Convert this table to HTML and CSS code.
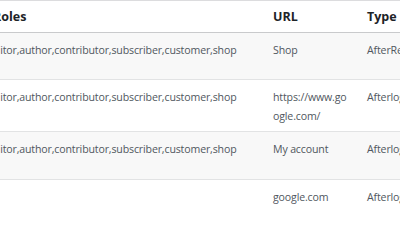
FILE: index.html
```html
<!DOCTYPE html>
<html>
<head>
<meta charset="utf-8">
<link rel="stylesheet" href="styles.css">
</head>
<body>
<div class="crop">
<table class="list">
  <colgroup>
    <col class="c-roles">
    <col class="c-url">
    <col class="c-type">
  </colgroup>
  <thead>
    <tr><th class="h-roles">Roles</th><th>URL</th><th>Type</th></tr>
  </thead>
  <tbody>
    <tr class="alt r1">
      <td>editor,author,contributor,subscriber,customer,shop</td>
      <td>Shop</td>
      <td>AfterRegister</td>
    </tr>
    <tr class="r2">
      <td>editor,author,contributor,subscriber,customer,shop</td>
      <td class="url">https://www.google.com/</td>
      <td>Afterlogin</td>
    </tr>
    <tr class="alt r3">
      <td>editor,author,contributor,subscriber,customer,shop</td>
      <td>My account</td>
      <td>Afterlogin</td>
    </tr>
    <tr class="r4">
      <td></td>
      <td>google.com</td>
      <td>Afterlogin</td>
    </tr>
  </tbody>
</table>
</div>
</body>
</html>
```
FILE: styles.css
```css
html, body {
  margin: 0;
  padding: 0;
  background: #ffffff;
}
.crop {
  width: 400px;
  height: 240px;
  overflow: hidden;
}
.list {
  border-collapse: collapse;
  table-layout: fixed;
  width: 490px;
  margin-left: -22px;
  font-family: "Open Sans", "Noto Sans", sans-serif;
  font-size: 10.6px;
  letter-spacing: -0.15px;
  line-height: 19px;
  color: #50575e;
  border-top: 1px solid #dcdcde;
}
.c-roles { width: 285px; }
.c-url { width: 94px; }
.c-type { width: 111px; }
.list th {
  text-align: left;
  font-weight: 700;
  font-size: 12.5px;
  letter-spacing: 0;
  color: #1d2327;
  height: 31px;
  padding: 0 8px 0 10px;
  vertical-align: middle;
  border-bottom: 1px solid #c9cacc;
}
.list th.h-roles { text-indent: 5px; }
.list td {
  padding: 8px 8px 4px 10px;
  vertical-align: top;
  border-bottom: 1px solid #e2e3e4;
  white-space: nowrap;
  overflow: hidden;
}
.list td.url {
  white-space: normal;
  word-break: break-all;
}
.list tr.alt td { background: #f8f8f8; }
.r1 td { height: 34px; }
.r2 td { height: 39px; }
.r3 td { height: 35px; }
.r4 td { height: 60px; border-bottom: none; }
```
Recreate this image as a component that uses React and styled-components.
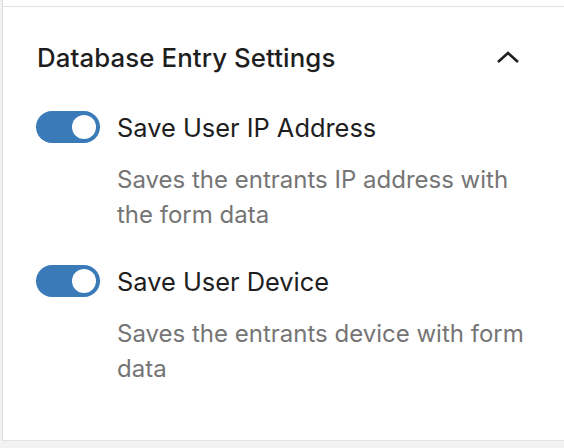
import React, { useState } from 'react';
import styled, { createGlobalStyle } from 'styled-components';

const GlobalStyle = createGlobalStyle`
    html, body {
        margin: 0;
        padding: 0;
        background: #ffffff;
    }
    body {
        font-family: Inter, "Liberation Sans", sans-serif;
        -webkit-font-smoothing: antialiased;
    }
`;

const Page = styled.div`
    width: 564px;
    height: 448px;
    display: flex;
    flex-direction: column;
    background: #f2f2f2;
    overflow: hidden;
`;

const Panel = styled.section`
    margin-left: 2px;
    padding-top: 6px;
    height: 434px;
    background: #ffffff;
    border-left: 1px solid #dddddd;
    border-bottom: 1px solid #e2e2e2;
    display: flex;
    flex-direction: column;
`;

const TopRule = styled.div`
    height: 1px;
    background: #dbe2ea;
`;

const PanelHeader = styled.button`
    display: flex;
    align-items: center;
    justify-content: space-between;
    width: 100%;
    height: 100px;
    padding: 0 44px 0 34px;
    background: none;
    border: none;
    cursor: pointer;
    text-align: left;
    font-family: inherit;
`;

const Title = styled.h2`
    margin: 0;
    font-size: 25.8px;
    font-weight: 500;
    color: #1e1e1e;
    letter-spacing: 0.1px;
`;

const Chevron = styled.svg`
    width: 24px;
    height: 14px;
    stroke: #1e1e1e;
    fill: none;
`;

const PanelBody = styled.div`
    display: flex;
    flex-direction: column;
    gap: 33px;
    padding: 4px 30px 0 33px;
`;

const Setting = styled.div`
    display: flex;
    flex-direction: column;
`;

const ToggleRow = styled.label`
    display: flex;
    align-items: center;
    gap: 17px;
    height: 32px;
    cursor: pointer;
`;

const Track = styled.span`
    position: relative;
    flex: none;
    width: 64px;
    height: 32px;
    border-radius: 16px;
    background: ${props => (props.$on ? '#3a7ab9' : '#ffffff')};
    border: ${props => (props.$on ? 'none' : '2px solid #1e1e1e')};
    box-sizing: border-box;
`;

const Knob = styled.span`
    position: absolute;
    top: 4px;
    left: ${props => (props.$on ? '36px' : '4px')};
    width: 24px;
    height: 24px;
    border-radius: 50%;
    background: ${props => (props.$on ? '#ffffff' : '#1e1e1e')};
`;

const Label = styled.span`
    font-size: 25.4px;
    color: #1e1e1e;
`;

const Help = styled.p`
    margin: 19px 0 0 81px;
    font-size: 24px;
    line-height: 35px;
    color: #757575;
`;

const ChevronUp = () => (
    <Chevron viewBox="0 0 24 14">
        <polyline points="2,12 12,3 22,12" strokeWidth="2.6" />
    </Chevron>
);

const Toggle = ({ label, help, on, onChange }) => (
    <Setting>
        <ToggleRow onClick={onChange}>
            <Track $on={on}>
                <Knob $on={on} />
            </Track>
            <Label>{label}</Label>
        </ToggleRow>
        <Help>{help}</Help>
    </Setting>
);

export default function App() {
    const [saveIp, setSaveIp] = useState(true);
    const [saveDevice, setSaveDevice] = useState(true);

    return (
        <Page>
            <GlobalStyle />
            <Panel>
                <TopRule />
                <PanelHeader aria-expanded="true">
                    <Title>Database Entry Settings</Title>
                    <ChevronUp />
                </PanelHeader>
                <PanelBody>
                    <Toggle
                        label="Save User IP Address"
                        help="Saves the entrants IP address with the form data"
                        on={saveIp}
                        onChange={() => setSaveIp(!saveIp)}
                    />
                    <Toggle
                        label="Save User Device"
                        help="Saves the entrants device with form data"
                        on={saveDevice}
                        onChange={() => setSaveDevice(!saveDevice)}
                    />
                </PanelBody>
            </Panel>
        </Page>
    );
}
━━━━━━━━
Task instructions:
Pictures don't belong in the copy. Restate all the entries exactly.

Result for this task:
Convert this table to HTML and CSS code.
FILE: index.html
```html
<!DOCTYPE html>
<html>
<head>
<meta charset="utf-8">
<link rel="stylesheet" href="styles.css">
</head>
<body>
<div class="crop">
<table class="list">
  <colgroup>
    <col class="c-roles">
    <col class="c-url">
    <col class="c-type">
  </colgroup>
  <thead>
    <tr><th class="h-roles">Roles</th><th>URL</th><th>Type</th></tr>
  </thead>
  <tbody>
    <tr class="alt r1">
      <td>editor,author,contributor,subscriber,customer,shop</td>
      <td>Shop</td>
      <td>AfterRegister</td>
    </tr>
    <tr class="r2">
      <td>editor,author,contributor,subscriber,customer,shop</td>
      <td class="url">https://www.google.com/</td>
      <td>Afterlogin</td>
    </tr>
    <tr class="alt r3">
      <td>editor,author,contributor,subscriber,customer,shop</td>
      <td>My account</td>
      <td>Afterlogin</td>
    </tr>
    <tr class="r4">
      <td></td>
      <td>google.com</td>
      <td>Afterlogin</td>
    </tr>
  </tbody>
</table>
</div>
</body>
</html>
```
FILE: styles.css
```css
html, body {
  margin: 0;
  padding: 0;
  background: #ffffff;
}
.crop {
  width: 400px;
  height: 240px;
  overflow: hidden;
}
.list {
  border-collapse: collapse;
  table-layout: fixed;
  width: 490px;
  margin-left: -22px;
  font-family: "Open Sans", "Noto Sans", sans-serif;
  font-size: 10.6px;
  letter-spacing: -0.15px;
  line-height: 19px;
  color: #50575e;
  border-top: 1px solid #dcdcde;
}
.c-roles { width: 285px; }
.c-url { width: 94px; }
.c-type { width: 111px; }
.list th {
  text-align: left;
  font-weight: 700;
  font-size: 12.5px;
  letter-spacing: 0;
  color: #1d2327;
  height: 31px;
  padding: 0 8px 0 10px;
  vertical-align: middle;
  border-bottom: 1px solid #c9cacc;
}
.list th.h-roles { text-indent: 5px; }
.list td {
  padding: 8px 8px 4px 10px;
  vertical-align: top;
  border-bottom: 1px solid #e2e3e4;
  white-space: nowrap;
  overflow: hidden;
}
.list td.url {
  white-space: normal;
  word-break: break-all;
}
.list tr.alt td { background: #f8f8f8; }
.r1 td { height: 34px; }
.r2 td { height: 39px; }
.r3 td { height: 35px; }
.r4 td { height: 60px; border-bottom: none; }
```
Recreate this image as a component that uses React and styled-components.
import React, { useState } from 'react';
import styled, { createGlobalStyle } from 'styled-components';

const GlobalStyle = createGlobalStyle`
    html, body {
        margin: 0;
        padding: 0;
        background: #ffffff;
    }
    body {
        font-family: Inter, "Liberation Sans", sans-serif;
        -webkit-font-smoothing: antialiased;
    }
`;

const Page = styled.div`
    width: 564px;
    height: 448px;
    display: flex;
    flex-direction: column;
    background: #f2f2f2;
    overflow: hidden;
`;

const Panel = styled.section`
    margin-left: 2px;
    padding-top: 6px;
    height: 434px;
    background: #ffffff;
    border-left: 1px solid #dddddd;
    border-bottom: 1px solid #e2e2e2;
    display: flex;
    flex-direction: column;
`;

const TopRule = styled.div`
    height: 1px;
    background: #dbe2ea;
`;

const PanelHeader = styled.button`
    display: flex;
    align-items: center;
    justify-content: space-between;
    width: 100%;
    height: 100px;
    padding: 0 44px 0 34px;
    background: none;
    border: none;
    cursor: pointer;
    text-align: left;
    font-family: inherit;
`;

const Title = styled.h2`
    margin: 0;
    font-size: 25.8px;
    font-weight: 500;
    color: #1e1e1e;
    letter-spacing: 0.1px;
`;

const Chevron = styled.svg`
    width: 24px;
    height: 14px;
    stroke: #1e1e1e;
    fill: none;
`;

const PanelBody = styled.div`
    display: flex;
    flex-direction: column;
    gap: 33px;
    padding: 4px 30px 0 33px;
`;

const Setting = styled.div`
    display: flex;
    flex-direction: column;
`;

const ToggleRow = styled.label`
    display: flex;
    align-items: center;
    gap: 17px;
    height: 32px;
    cursor: pointer;
`;

const Track = styled.span`
    position: relative;
    flex: none;
    width: 64px;
    height: 32px;
    border-radius: 16px;
    background: ${props => (props.$on ? '#3a7ab9' : '#ffffff')};
    border: ${props => (props.$on ? 'none' : '2px solid #1e1e1e')};
    box-sizing: border-box;
`;

const Knob = styled.span`
    position: absolute;
    top: 4px;
    left: ${props => (props.$on ? '36px' : '4px')};
    width: 24px;
    height: 24px;
    border-radius: 50%;
    background: ${props => (props.$on ? '#ffffff' : '#1e1e1e')};
`;

const Label = styled.span`
    font-size: 25.4px;
    color: #1e1e1e;
`;

const Help = styled.p`
    margin: 19px 0 0 81px;
    font-size: 24px;
    line-height: 35px;
    color: #757575;
`;

const ChevronUp = () => (
    <Chevron viewBox="0 0 24 14">
        <polyline points="2,12 12,3 22,12" strokeWidth="2.6" />
    </Chevron>
);

const Toggle = ({ label, help, on, onChange }) => (
    <Setting>
        <ToggleRow onClick={onChange}>
            <Track $on={on}>
                <Knob $on={on} />
            </Track>
            <Label>{label}</Label>
        </ToggleRow>
        <Help>{help}</Help>
    </Setting>
);

export default function App() {
    const [saveIp, setSaveIp] = useState(true);
    const [saveDevice, setSaveDevice] = useState(true);

    return (
        <Page>
            <GlobalStyle />
            <Panel>
                <TopRule />
                <PanelHeader aria-expanded="true">
                    <Title>Database Entry Settings</Title>
                    <ChevronUp />
                </PanelHeader>
                <PanelBody>
                    <Toggle
                        label="Save User IP Address"
                        help="Saves the entrants IP address with the form data"
                        on={saveIp}
                        onChange={() => setSaveIp(!saveIp)}
                    />
                    <Toggle
                        label="Save User Device"
                        help="Saves the entrants device with form data"
                        on={saveDevice}
                        onChange={() => setSaveDevice(!saveDevice)}
                    />
                </PanelBody>
            </Panel>
        </Page>
    );
}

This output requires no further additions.